> **Task description**:
Copy all lines that contain the word "index".

## BEGIN Collected data

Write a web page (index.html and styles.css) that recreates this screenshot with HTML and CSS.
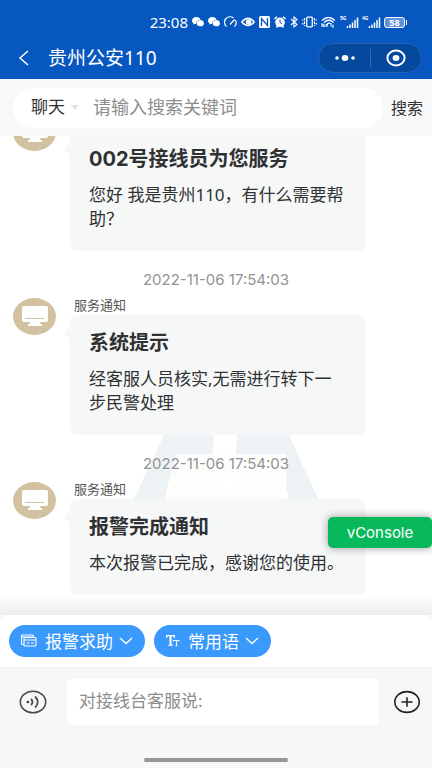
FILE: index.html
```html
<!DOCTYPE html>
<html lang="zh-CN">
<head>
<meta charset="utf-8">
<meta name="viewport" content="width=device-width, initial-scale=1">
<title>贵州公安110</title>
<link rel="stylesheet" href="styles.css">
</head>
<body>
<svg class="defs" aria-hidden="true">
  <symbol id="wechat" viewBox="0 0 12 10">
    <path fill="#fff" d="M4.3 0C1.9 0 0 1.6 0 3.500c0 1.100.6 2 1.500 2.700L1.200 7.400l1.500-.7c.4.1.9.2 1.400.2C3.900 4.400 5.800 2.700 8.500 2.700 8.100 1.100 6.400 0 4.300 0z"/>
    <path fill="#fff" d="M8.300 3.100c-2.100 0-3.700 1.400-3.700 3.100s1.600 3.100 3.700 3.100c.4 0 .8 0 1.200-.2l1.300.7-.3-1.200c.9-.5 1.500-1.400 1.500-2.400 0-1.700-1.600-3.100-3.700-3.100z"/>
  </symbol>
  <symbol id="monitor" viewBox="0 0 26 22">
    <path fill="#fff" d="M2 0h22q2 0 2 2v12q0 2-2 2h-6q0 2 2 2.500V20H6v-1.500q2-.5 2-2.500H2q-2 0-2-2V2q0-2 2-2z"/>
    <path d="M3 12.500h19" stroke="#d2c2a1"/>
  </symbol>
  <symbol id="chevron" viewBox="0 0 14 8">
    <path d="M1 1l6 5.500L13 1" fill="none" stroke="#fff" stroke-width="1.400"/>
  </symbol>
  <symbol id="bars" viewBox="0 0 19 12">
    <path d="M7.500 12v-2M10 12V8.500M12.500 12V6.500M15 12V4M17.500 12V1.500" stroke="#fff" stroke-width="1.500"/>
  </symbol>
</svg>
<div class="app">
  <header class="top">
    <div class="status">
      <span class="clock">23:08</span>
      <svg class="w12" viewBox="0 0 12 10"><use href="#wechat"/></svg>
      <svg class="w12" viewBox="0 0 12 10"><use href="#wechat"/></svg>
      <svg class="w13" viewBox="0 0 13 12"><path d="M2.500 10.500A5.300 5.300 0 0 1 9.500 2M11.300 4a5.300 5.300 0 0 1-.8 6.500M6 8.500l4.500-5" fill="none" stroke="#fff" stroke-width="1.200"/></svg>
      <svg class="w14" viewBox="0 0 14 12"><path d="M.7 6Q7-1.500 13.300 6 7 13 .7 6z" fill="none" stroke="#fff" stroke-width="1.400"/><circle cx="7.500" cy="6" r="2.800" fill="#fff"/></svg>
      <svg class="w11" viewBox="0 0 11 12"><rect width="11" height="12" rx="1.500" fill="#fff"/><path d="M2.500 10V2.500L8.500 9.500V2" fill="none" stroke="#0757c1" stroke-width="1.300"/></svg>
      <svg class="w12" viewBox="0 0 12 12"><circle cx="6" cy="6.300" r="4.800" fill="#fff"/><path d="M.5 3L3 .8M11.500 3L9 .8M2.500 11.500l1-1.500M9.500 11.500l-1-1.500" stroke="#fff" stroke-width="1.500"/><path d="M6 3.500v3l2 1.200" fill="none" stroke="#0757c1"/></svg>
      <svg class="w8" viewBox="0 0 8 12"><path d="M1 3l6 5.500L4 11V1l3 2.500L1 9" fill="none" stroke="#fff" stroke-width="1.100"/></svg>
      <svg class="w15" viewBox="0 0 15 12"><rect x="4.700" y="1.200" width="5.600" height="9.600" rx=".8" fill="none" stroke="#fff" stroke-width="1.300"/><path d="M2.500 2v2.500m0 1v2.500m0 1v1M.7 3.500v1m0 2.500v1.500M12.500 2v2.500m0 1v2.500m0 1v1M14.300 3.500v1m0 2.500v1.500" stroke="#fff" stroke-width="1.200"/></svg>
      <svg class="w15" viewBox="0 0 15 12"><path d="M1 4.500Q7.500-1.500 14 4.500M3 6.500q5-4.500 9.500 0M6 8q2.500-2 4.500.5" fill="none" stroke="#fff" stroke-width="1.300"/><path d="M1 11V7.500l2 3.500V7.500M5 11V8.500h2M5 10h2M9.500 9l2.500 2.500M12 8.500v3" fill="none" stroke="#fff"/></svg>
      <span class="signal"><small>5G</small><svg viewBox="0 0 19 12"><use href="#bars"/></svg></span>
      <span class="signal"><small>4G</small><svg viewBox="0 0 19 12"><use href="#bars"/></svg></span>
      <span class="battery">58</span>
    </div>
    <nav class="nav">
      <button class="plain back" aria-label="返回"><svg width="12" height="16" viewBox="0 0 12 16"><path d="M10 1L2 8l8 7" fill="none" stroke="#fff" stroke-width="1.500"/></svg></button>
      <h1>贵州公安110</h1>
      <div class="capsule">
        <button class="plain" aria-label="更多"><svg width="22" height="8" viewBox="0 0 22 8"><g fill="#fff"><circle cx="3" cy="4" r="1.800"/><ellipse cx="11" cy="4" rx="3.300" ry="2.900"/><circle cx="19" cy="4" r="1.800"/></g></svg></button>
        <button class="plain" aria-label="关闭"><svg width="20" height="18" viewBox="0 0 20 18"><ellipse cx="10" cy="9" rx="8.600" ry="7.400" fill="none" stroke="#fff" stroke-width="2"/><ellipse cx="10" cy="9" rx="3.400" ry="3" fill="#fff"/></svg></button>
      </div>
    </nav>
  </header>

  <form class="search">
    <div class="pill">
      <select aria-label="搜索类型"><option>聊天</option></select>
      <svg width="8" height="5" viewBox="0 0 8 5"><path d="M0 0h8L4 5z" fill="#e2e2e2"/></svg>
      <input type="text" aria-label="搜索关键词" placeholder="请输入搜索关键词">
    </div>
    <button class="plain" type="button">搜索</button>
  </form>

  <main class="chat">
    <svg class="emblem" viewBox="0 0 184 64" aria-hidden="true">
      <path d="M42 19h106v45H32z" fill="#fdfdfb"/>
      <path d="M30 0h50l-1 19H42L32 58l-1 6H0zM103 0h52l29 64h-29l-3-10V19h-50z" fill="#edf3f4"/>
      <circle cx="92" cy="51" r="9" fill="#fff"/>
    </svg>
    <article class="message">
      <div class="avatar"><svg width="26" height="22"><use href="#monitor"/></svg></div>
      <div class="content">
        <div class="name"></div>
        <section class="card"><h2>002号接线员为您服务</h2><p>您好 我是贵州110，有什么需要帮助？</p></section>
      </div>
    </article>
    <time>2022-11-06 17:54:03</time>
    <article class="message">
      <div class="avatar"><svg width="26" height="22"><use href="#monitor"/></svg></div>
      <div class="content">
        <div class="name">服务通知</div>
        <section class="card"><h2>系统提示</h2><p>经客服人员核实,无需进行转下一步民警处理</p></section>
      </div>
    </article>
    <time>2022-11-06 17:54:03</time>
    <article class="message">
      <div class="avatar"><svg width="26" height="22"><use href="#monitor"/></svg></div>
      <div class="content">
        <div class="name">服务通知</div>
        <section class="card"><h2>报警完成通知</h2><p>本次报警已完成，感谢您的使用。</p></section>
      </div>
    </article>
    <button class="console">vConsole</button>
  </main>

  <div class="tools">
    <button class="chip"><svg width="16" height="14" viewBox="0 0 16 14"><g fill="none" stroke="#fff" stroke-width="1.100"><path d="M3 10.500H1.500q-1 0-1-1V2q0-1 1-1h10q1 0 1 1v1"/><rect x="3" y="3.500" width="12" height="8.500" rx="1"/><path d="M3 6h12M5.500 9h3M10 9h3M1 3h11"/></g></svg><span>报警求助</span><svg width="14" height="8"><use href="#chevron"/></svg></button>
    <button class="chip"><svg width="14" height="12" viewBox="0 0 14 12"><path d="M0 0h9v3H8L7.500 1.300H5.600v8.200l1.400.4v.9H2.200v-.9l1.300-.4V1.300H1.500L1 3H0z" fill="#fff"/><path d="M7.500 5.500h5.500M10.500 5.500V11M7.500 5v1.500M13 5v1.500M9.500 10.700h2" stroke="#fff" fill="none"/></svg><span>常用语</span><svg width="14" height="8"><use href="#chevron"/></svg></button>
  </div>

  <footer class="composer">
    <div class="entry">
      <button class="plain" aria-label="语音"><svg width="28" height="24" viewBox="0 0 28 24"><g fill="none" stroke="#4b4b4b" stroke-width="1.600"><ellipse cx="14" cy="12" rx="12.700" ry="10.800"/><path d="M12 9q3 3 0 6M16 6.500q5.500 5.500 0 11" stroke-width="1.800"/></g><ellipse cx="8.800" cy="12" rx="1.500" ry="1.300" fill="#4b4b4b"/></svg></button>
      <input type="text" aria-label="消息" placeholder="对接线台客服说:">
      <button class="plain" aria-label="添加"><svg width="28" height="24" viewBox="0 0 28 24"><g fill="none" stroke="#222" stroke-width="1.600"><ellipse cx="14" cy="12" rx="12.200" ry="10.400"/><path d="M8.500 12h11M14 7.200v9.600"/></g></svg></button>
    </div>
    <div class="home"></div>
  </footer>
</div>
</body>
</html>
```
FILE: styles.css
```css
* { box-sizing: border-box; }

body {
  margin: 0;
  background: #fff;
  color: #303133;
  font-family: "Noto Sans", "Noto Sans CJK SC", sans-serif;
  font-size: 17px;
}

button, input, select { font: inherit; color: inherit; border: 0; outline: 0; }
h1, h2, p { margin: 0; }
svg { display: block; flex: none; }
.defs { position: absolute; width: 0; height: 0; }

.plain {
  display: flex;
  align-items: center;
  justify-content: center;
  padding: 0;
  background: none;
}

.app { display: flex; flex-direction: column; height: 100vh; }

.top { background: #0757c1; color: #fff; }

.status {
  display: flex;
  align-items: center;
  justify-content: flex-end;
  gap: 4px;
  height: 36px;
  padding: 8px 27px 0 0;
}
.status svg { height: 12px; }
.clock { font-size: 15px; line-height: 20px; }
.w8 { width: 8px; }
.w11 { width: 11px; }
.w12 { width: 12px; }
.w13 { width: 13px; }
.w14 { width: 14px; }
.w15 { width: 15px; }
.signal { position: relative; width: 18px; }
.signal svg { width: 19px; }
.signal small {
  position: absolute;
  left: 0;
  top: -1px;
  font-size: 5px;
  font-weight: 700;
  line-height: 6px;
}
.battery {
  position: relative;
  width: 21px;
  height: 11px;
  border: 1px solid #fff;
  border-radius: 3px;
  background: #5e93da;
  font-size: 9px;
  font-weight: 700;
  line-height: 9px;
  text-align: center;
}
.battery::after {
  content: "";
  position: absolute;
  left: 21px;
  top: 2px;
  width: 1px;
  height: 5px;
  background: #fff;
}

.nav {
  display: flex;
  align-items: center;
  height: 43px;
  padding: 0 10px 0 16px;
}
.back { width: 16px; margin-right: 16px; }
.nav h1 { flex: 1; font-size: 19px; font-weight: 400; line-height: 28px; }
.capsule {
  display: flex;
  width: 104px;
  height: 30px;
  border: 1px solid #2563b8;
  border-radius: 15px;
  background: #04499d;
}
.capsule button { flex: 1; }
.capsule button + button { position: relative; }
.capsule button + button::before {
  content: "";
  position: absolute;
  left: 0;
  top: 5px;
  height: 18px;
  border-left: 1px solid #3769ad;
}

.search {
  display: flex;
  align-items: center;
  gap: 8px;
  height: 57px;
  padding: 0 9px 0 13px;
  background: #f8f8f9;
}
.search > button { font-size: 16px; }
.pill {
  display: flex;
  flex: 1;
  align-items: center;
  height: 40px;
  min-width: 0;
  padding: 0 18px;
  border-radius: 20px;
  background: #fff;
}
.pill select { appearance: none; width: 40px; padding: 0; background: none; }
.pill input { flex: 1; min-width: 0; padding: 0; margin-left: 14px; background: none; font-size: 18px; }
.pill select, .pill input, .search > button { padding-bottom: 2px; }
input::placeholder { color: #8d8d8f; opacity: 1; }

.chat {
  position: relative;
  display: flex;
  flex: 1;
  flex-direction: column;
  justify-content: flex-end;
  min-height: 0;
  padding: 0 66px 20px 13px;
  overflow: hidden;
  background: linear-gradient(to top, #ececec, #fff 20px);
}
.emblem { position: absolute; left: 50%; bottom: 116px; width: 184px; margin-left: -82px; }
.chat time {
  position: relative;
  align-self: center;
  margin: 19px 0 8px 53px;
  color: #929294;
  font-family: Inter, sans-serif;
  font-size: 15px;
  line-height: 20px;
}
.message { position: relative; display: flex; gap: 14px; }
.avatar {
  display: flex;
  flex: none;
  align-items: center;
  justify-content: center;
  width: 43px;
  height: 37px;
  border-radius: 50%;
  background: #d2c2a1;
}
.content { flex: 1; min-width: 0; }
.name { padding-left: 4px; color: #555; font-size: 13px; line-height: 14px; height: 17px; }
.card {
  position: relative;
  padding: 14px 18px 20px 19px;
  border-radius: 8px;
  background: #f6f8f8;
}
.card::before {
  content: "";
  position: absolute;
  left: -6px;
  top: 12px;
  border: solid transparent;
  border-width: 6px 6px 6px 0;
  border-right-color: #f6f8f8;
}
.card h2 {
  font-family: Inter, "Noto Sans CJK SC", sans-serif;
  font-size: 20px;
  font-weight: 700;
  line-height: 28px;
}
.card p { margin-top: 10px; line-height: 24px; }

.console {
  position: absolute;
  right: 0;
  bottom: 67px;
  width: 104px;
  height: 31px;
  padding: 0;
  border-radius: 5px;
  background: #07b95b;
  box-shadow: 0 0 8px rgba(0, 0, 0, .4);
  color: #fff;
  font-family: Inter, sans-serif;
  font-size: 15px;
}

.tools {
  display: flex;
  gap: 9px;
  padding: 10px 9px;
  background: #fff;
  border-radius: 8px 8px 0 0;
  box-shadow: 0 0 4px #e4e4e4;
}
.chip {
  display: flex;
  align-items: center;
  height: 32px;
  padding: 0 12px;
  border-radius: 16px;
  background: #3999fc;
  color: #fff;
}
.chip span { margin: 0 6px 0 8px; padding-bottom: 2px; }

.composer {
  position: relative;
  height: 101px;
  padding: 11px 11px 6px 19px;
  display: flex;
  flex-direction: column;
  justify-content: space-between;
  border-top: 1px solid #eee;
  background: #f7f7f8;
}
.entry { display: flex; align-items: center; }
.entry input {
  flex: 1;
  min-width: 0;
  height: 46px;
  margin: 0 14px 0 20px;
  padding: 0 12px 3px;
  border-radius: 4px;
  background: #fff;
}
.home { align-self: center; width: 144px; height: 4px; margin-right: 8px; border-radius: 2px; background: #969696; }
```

## END Collected data

> **Task output**:
Write a web page (index.html and styles.css) that recreates this screenshot with HTML and CSS.
FILE: index.html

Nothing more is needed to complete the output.